**WHAT NEEDS TO BE DONE:** In this exercise, return the whole listing exactly, excluding any images.

########################################

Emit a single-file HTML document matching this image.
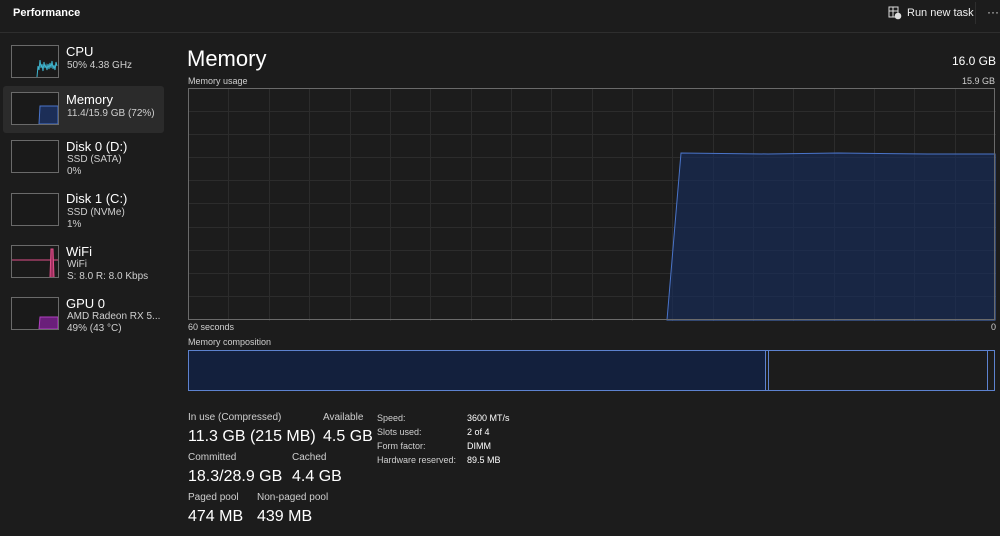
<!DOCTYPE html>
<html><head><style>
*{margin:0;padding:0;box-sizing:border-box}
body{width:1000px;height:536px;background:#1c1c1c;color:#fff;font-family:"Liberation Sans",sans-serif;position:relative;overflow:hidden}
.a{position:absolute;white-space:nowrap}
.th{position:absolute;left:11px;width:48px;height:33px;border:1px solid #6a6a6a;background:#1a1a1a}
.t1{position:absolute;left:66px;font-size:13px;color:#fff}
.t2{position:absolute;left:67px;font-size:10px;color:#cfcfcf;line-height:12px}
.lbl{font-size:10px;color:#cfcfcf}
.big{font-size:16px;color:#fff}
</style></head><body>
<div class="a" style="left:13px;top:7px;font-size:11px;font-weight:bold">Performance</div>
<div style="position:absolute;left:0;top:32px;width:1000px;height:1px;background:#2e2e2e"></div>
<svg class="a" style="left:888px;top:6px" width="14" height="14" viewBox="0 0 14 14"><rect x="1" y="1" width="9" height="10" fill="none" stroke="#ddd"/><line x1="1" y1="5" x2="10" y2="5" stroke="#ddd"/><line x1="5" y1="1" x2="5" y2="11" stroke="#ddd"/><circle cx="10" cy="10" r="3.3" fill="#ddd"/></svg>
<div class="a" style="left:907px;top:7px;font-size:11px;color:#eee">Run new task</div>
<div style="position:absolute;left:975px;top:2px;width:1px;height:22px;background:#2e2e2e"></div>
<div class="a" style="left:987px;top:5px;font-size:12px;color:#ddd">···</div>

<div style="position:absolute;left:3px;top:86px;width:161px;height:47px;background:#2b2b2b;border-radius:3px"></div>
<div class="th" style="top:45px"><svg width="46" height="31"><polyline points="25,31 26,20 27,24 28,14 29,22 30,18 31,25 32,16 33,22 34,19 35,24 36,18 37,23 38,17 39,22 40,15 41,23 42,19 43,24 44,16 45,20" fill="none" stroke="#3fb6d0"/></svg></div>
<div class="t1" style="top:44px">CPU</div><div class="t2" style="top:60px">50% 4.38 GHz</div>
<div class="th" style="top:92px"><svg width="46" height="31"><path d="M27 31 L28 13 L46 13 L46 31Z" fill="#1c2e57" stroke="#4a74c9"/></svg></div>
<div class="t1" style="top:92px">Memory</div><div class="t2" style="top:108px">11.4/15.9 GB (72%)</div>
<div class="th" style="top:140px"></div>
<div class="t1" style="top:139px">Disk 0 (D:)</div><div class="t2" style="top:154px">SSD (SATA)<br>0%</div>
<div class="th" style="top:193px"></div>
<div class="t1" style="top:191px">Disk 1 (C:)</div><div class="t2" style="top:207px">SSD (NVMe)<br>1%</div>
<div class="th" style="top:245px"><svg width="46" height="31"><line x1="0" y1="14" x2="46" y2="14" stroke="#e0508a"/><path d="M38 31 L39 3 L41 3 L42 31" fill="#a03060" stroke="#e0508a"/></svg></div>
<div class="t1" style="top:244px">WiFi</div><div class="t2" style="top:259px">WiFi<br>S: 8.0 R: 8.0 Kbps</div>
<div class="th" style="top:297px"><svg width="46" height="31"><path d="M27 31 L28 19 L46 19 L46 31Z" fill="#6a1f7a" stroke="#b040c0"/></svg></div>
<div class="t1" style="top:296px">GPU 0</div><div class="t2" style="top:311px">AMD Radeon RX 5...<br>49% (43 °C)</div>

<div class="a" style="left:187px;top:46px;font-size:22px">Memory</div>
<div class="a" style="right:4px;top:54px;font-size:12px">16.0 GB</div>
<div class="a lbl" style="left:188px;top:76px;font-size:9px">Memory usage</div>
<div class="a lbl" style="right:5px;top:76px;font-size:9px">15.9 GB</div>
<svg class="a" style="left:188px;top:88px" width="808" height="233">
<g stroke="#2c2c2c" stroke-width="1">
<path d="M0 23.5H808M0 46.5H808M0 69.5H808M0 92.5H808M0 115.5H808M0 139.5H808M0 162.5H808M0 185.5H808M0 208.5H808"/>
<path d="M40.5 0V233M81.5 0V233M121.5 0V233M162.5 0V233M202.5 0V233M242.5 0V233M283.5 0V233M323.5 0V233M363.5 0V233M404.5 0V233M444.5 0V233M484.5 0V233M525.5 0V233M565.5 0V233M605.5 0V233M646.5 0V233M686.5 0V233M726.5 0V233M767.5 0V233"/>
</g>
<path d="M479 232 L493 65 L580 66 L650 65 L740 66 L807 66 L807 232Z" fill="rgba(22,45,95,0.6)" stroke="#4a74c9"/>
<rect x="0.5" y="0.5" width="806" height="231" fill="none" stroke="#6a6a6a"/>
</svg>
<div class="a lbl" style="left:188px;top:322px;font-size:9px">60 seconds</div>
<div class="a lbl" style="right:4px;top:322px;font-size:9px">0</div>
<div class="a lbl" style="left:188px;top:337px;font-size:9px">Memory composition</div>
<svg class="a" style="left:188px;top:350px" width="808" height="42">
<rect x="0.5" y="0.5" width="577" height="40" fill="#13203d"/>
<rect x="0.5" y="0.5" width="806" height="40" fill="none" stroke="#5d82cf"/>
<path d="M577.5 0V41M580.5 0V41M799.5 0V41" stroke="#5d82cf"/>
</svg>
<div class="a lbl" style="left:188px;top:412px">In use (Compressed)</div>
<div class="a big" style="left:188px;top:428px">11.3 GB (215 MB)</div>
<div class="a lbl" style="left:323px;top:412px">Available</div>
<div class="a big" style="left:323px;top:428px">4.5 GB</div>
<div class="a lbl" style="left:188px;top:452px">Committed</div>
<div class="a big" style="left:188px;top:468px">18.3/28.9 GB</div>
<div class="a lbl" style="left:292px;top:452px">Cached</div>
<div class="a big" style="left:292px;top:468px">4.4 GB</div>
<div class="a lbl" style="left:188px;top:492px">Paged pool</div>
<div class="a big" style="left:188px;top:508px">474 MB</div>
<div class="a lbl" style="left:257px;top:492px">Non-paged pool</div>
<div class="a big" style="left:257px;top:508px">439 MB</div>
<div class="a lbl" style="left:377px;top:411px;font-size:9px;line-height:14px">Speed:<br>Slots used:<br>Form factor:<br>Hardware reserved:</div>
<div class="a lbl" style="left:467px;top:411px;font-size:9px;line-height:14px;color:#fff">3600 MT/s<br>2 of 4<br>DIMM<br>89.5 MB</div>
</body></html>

########################################

**PROBLEM SOLUTION:**
Emit a single-file HTML document matching this image.
<!DOCTYPE html>
<html><head><style>
*{margin:0;padding:0;box-sizing:border-box}
body{width:1000px;height:536px;background:#1c1c1c;color:#fff;font-family:"Liberation Sans",sans-serif;position:relative;overflow:hidden}
.a{position:absolute;white-space:nowrap}
.th{position:absolute;left:11px;width:48px;height:33px;border:1px solid #6a6a6a;background:#1a1a1a}
.t1{position:absolute;left:66px;font-size:13px;color:#fff}
.t2{position:absolute;left:67px;font-size:10px;color:#cfcfcf;line-height:12px}
.lbl{font-size:10px;color:#cfcfcf}
.big{font-size:16px;color:#fff}
</style></head><body>
<div class="a" style="left:13px;top:7px;font-size:11px;font-weight:bold">Performance</div>
<div style="position:absolute;left:0;top:32px;width:1000px;height:1px;background:#2e2e2e"></div>
<svg class="a" style="left:888px;top:6px" width="14" height="14" viewBox="0 0 14 14"><rect x="1" y="1" width="9" height="10" fill="none" stroke="#ddd"/><line x1="1" y1="5" x2="10" y2="5" stroke="#ddd"/><line x1="5" y1="1" x2="5" y2="11" stroke="#ddd"/><circle cx="10" cy="10" r="3.3" fill="#ddd"/></svg>
<div class="a" style="left:907px;top:7px;font-size:11px;color:#eee">Run new task</div>
<div style="position:absolute;left:975px;top:2px;width:1px;height:22px;background:#2e2e2e"></div>
<div class="a" style="left:987px;top:5px;font-size:12px;color:#ddd">···</div>

<div style="position:absolute;left:3px;top:86px;width:161px;height:47px;background:#2b2b2b;border-radius:3px"></div>
<div class="th" style="top:45px"><svg width="46" height="31"><polyline points="25,31 26,20 27,24 28,14 29,22 30,18 31,25 32,16 33,22 34,19 35,24 36,18 37,23 38,17 39,22 40,15 41,23 42,19 43,24 44,16 45,20" fill="none" stroke="#3fb6d0"/></svg></div>
<div class="t1" style="top:44px">CPU</div><div class="t2" style="top:60px">50% 4.38 GHz</div>
<div class="th" style="top:92px"><svg width="46" height="31"><path d="M27 31 L28 13 L46 13 L46 31Z" fill="#1c2e57" stroke="#4a74c9"/></svg></div>
<div class="t1" style="top:92px">Memory</div><div class="t2" style="top:108px">11.4/15.9 GB (72%)</div>
<div class="th" style="top:140px"></div>
<div class="t1" style="top:139px">Disk 0 (D:)</div><div class="t2" style="top:154px">SSD (SATA)<br>0%</div>
<div class="th" style="top:193px"></div>
<div class="t1" style="top:191px">Disk 1 (C:)</div><div class="t2" style="top:207px">SSD (NVMe)<br>1%</div>
<div class="th" style="top:245px"><svg width="46" height="31"><line x1="0" y1="14" x2="46" y2="14" stroke="#e0508a"/><path d="M38 31 L39 3 L41 3 L42 31" fill="#a03060" stroke="#e0508a"/></svg></div>
<div class="t1" style="top:244px">WiFi</div><div class="t2" style="top:259px">WiFi<br>S: 8.0 R: 8.0 Kbps</div>
<div class="th" style="top:297px"><svg width="46" height="31"><path d="M27 31 L28 19 L46 19 L46 31Z" fill="#6a1f7a" stroke="#b040c0"/></svg></div>
<div class="t1" style="top:296px">GPU 0</div><div class="t2" style="top:311px">AMD Radeon RX 5...<br>49% (43 °C)</div>

<div class="a" style="left:187px;top:46px;font-size:22px">Memory</div>
<div class="a" style="right:4px;top:54px;font-size:12px">16.0 GB</div>
<div class="a lbl" style="left:188px;top:76px;font-size:9px">Memory usage</div>
<div class="a lbl" style="right:5px;top:76px;font-size:9px">15.9 GB</div>
<svg class="a" style="left:188px;top:88px" width="808" height="233">
<g stroke="#2c2c2c" stroke-width="1">
<path d="M0 23.5H808M0 46.5H808M0 69.5H808M0 92.5H808M0 115.5H808M0 139.5H808M0 162.5H808M0 185.5H808M0 208.5H808"/>
<path d="M40.5 0V233M81.5 0V233M121.5 0V233M162.5 0V233M202.5 0V233M242.5 0V233M283.5 0V233M323.5 0V233M363.5 0V233M404.5 0V233M444.5 0V233M484.5 0V233M525.5 0V233M565.5 0V233M605.5 0V233M646.5 0V233M686.5 0V233M726.5 0V233M767.5 0V233"/>
</g>
<path d="M479 232 L493 65 L580 66 L650 65 L740 66 L807 66 L807 232Z" fill="rgba(22,45,95,0.6)" stroke="#4a74c9"/>
<rect x="0.5" y="0.5" width="806" height="231" fill="none" stroke="#6a6a6a"/>
</svg>
<div class="a lbl" style="left:188px;top:322px;font-size:9px">60 seconds</div>
<div class="a lbl" style="right:4px;top:322px;font-size:9px">0</div>
<div class="a lbl" style="left:188px;top:337px;font-size:9px">Memory composition</div>
<svg class="a" style="left:188px;top:350px" width="808" height="42">
<rect x="0.5" y="0.5" width="577" height="40" fill="#13203d"/>
<rect x="0.5" y="0.5" width="806" height="40" fill="none" stroke="#5d82cf"/>
<path d="M577.5 0V41M580.5 0V41M799.5 0V41" stroke="#5d82cf"/>
</svg>
<div class="a lbl" style="left:188px;top:412px">In use (Compressed)</div>
<div class="a big" style="left:188px;top:428px">11.3 GB (215 MB)</div>
<div class="a lbl" style="left:323px;top:412px">Available</div>
<div class="a big" style="left:323px;top:428px">4.5 GB</div>
<div class="a lbl" style="left:188px;top:452px">Committed</div>
<div class="a big" style="left:188px;top:468px">18.3/28.9 GB</div>
<div class="a lbl" style="left:292px;top:452px">Cached</div>
<div class="a big" style="left:292px;top:468px">4.4 GB</div>
<div class="a lbl" style="left:188px;top:492px">Paged pool</div>
<div class="a big" style="left:188px;top:508px">474 MB</div>
<div class="a lbl" style="left:257px;top:492px">Non-paged pool</div>
<div class="a big" style="left:257px;top:508px">439 MB</div>
<div class="a lbl" style="left:377px;top:411px;font-size:9px;line-height:14px">Speed:<br>Slots used:<br>Form factor:<br>Hardware reserved:</div>
<div class="a lbl" style="left:467px;top:411px;font-size:9px;line-height:14px;color:#fff">3600 MT/s<br>2 of 4<br>DIMM<br>89.5 MB</div>
</body></html>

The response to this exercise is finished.